I started school yesterday. I was only able to have two classes this semester because of work. I'm taking Contemporary Art and Issues (which is going to bust my chops. Lots of research and *gasp* going to the library). I'm also taking intermediate drawing. I know, I know, it sounds like I have a really light load. I suppose I do, but it's still hard trying to work full time, going to school, and taking care of my home, husband, and dogs. Sigh. I really envy people who don't have to work and can focus on their school work and they get to graduate in a decent amount of time. I would love to be out of school and have an actual career right now. I know Steve would too. It's disheartning to hear of people I graduated with working on their doctorate degrees right now. SIGH. Oh well.
I have been having the weirdest dreams lately. I had some severe nighmares while we were traveling, and last night I dreamed that me and my friend Kenny were at my old high school watching a bunch of people destroy the gym. It was really weird. It was also way more complicated than that (and kind of scary) but I don't remember any other details! Somebody help me!
Well, I suppose that's all for now.

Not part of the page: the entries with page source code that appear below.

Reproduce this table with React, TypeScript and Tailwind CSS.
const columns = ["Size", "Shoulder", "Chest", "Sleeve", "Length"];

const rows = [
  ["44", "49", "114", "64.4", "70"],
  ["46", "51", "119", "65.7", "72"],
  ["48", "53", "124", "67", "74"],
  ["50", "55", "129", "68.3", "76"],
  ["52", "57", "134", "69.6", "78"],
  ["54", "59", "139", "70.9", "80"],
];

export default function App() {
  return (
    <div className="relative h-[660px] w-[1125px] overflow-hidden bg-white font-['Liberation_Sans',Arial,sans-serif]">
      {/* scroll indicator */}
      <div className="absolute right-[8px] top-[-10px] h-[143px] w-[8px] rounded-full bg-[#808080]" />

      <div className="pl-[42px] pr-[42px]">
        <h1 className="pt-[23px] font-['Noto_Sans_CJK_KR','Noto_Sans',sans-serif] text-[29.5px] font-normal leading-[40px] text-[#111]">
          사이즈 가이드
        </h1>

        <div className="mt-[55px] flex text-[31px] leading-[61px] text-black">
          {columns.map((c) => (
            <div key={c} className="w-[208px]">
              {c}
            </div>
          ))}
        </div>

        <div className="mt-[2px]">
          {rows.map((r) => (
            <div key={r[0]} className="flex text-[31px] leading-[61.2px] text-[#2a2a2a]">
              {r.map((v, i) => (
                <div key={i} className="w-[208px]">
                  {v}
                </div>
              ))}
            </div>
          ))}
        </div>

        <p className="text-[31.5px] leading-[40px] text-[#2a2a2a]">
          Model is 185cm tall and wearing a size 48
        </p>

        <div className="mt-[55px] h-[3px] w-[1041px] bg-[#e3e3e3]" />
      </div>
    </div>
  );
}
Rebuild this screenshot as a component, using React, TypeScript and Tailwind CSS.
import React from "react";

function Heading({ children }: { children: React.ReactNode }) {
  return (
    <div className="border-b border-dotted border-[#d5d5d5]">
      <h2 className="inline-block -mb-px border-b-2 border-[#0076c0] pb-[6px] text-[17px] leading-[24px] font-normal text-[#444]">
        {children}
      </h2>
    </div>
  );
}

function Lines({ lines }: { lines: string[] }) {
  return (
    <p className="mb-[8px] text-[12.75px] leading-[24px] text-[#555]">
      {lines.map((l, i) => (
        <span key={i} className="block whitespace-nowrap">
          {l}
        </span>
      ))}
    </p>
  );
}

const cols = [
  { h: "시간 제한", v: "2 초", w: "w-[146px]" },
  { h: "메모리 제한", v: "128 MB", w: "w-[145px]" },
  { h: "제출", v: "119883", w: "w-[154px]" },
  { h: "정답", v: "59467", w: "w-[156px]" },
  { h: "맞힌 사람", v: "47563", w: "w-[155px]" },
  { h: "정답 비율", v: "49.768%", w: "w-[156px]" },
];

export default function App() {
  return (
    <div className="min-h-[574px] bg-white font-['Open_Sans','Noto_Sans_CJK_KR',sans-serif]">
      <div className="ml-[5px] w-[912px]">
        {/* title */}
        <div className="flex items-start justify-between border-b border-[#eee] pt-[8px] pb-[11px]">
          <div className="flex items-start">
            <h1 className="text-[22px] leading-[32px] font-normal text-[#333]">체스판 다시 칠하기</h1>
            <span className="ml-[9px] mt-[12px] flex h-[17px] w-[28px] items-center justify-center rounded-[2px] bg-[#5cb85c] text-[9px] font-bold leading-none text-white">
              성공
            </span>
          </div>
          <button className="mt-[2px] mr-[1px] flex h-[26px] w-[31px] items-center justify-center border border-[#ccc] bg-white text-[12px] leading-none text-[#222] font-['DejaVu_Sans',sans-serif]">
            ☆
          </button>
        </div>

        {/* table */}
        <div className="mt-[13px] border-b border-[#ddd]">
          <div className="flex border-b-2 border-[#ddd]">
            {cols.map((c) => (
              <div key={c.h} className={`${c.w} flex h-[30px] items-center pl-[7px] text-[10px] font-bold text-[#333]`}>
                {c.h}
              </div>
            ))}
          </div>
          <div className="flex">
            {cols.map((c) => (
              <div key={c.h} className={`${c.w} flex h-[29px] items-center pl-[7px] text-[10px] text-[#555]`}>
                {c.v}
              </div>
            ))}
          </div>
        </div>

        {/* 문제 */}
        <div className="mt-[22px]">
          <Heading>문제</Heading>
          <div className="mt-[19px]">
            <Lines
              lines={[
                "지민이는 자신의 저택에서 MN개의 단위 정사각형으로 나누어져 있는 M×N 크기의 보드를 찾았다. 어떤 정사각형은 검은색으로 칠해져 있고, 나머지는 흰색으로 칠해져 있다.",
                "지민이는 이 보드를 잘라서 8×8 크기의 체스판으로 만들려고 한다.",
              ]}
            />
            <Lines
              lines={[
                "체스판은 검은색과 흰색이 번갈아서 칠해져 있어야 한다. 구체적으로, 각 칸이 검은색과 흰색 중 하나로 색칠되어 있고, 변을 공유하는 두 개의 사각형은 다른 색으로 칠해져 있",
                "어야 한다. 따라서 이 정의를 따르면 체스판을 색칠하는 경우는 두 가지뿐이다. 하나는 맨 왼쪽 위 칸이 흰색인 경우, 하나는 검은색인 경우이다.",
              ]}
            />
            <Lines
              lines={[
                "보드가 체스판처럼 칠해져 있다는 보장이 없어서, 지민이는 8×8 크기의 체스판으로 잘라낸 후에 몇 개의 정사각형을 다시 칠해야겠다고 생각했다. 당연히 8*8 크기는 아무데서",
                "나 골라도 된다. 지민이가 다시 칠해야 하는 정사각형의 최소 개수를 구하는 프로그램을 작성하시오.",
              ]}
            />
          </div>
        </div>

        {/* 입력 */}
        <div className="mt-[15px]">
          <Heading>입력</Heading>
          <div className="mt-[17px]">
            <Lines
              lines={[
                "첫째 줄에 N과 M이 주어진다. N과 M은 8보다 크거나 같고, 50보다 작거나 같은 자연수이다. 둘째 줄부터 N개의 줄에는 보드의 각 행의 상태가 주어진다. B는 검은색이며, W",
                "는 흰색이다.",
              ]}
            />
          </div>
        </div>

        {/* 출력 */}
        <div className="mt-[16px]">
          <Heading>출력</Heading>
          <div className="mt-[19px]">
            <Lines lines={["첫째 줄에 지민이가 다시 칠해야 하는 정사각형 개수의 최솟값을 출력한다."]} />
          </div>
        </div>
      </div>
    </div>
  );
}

I have to go to ID class soon. Wish me luck, I've heard this teacher is a heifer!

Tuesday, January 06, 2004

Are you going to miss me? You'd better! : )
Boy, I'm dumb. I guess you could say (in the immortal words of Mechele) that I pulled a Kelly. I'd been having so much trouble posting to my blog, I kept getting the same error message saying that my Disk Quota Had Exceeded. Dummy me didn't realize that it was talking about my webspace and not the actual blog, so I went back and deleted every one of my posts to make room. Sigh. All this and my dear husband is a systems analyst. You'd think something would have rubbed off by now. : )
So let's have a collective "Duh" for me today.